Pues bien, nuestro problema es que somos privatizadores desde antes que el neoliberalismo, pero también privados: Privatizamos nuestra relación con el poder y el espacio público, y, al hacerlo, nos privamos de ver y oír a los demás, y de ser vistos y oídos por ellos. Nos privamos de la pluralidad, del otro, de su diferencia e intermediación; nos privamos de ser sujeto y actor, porque el privado de lo público no aparece, no discursa y no acciona. La suma de subjetividades singularidades ciegas, sordas y mudas no funda comunidad, tampoco trascendencia. Vemos lo mismo, sí, pero no compartimos ni discernimos lo diverso y contrario de nuestras visiones; acumulamos singularidades y sorderas, pero no procesamos y menos producimos algo común y compartido, salvo la masa de nuestras soledades, el laberinto de la soledad y de las máscaras. Nuestros mundos personales y concretos morirán aislados con nuestras existencias individuales, ningún mundo como espacio humano nos trascenderá. Esa, quizás, sea la descripción que la historia haga de esta generación políticamente fallida.

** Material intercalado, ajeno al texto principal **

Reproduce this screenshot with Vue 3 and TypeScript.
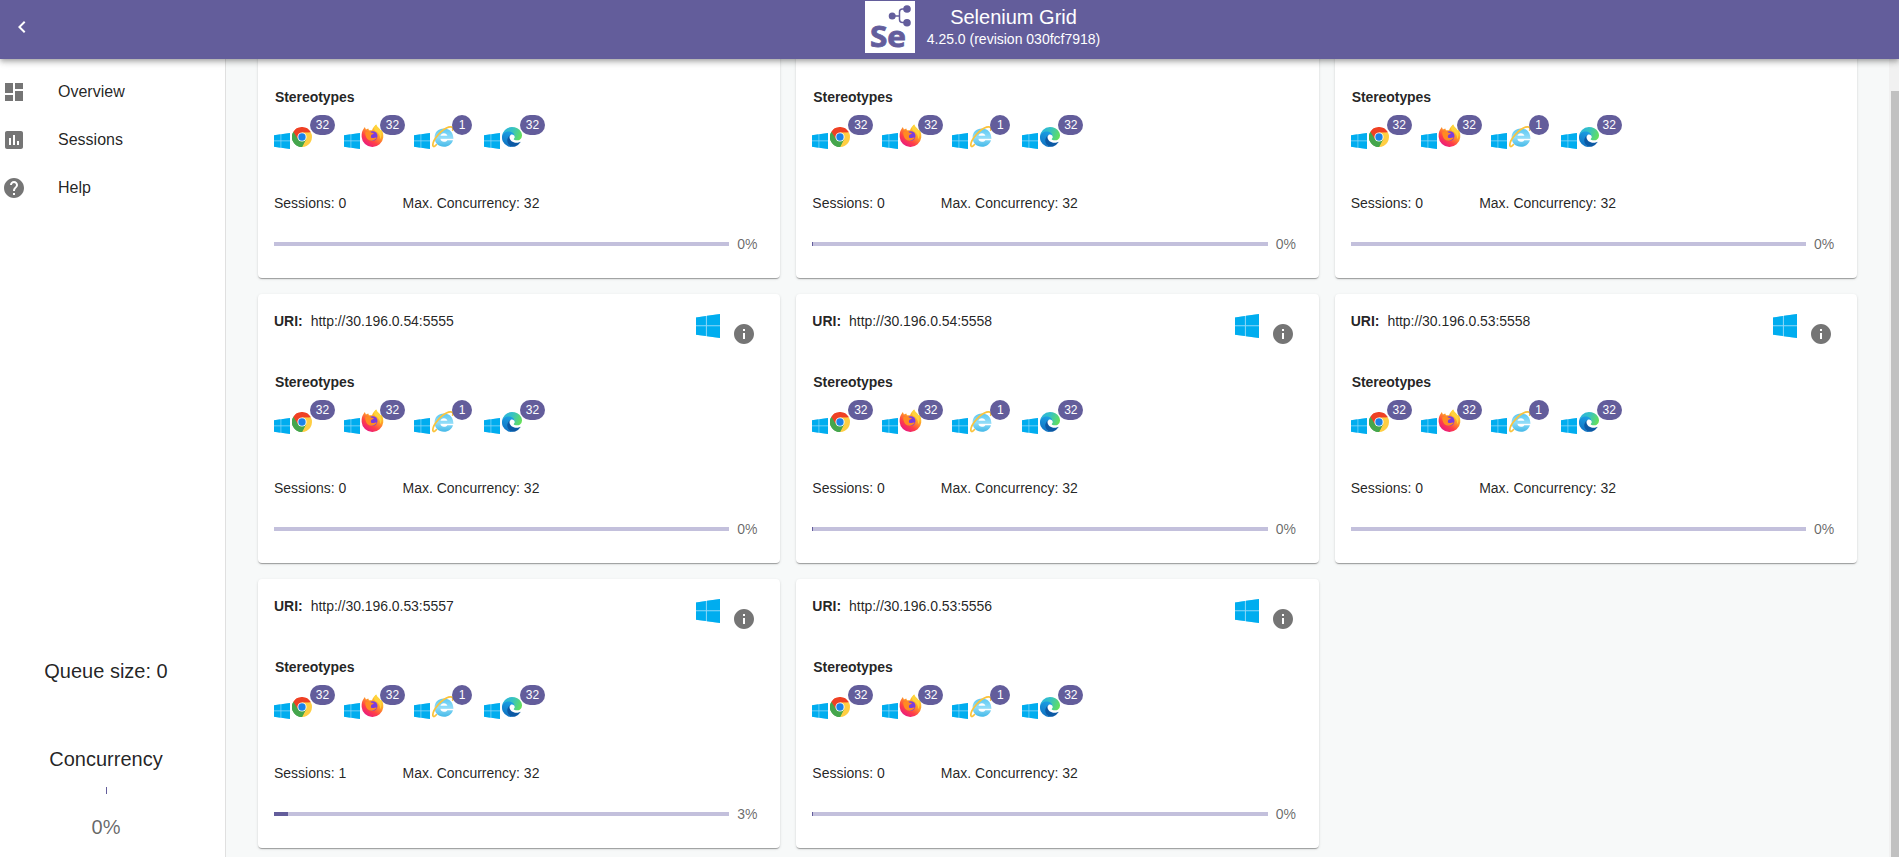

El problema, como podemos ver, no es exclusivamente la desmesura de López Obrador, sino más y principalmente del mundo común que se la haga imposible. Los pedazos que aún quedan de ese mundo están bajo acecho, son en buena parte esos jirones de institucionalidad que tanto le aterran y que se obstina por derruir día a día imponiéndonos un solo discurso y un solo curso de acción, las más de las veces de distractor y fútil.
Lo malo es que México será mientras ese mundo de instituciones dure.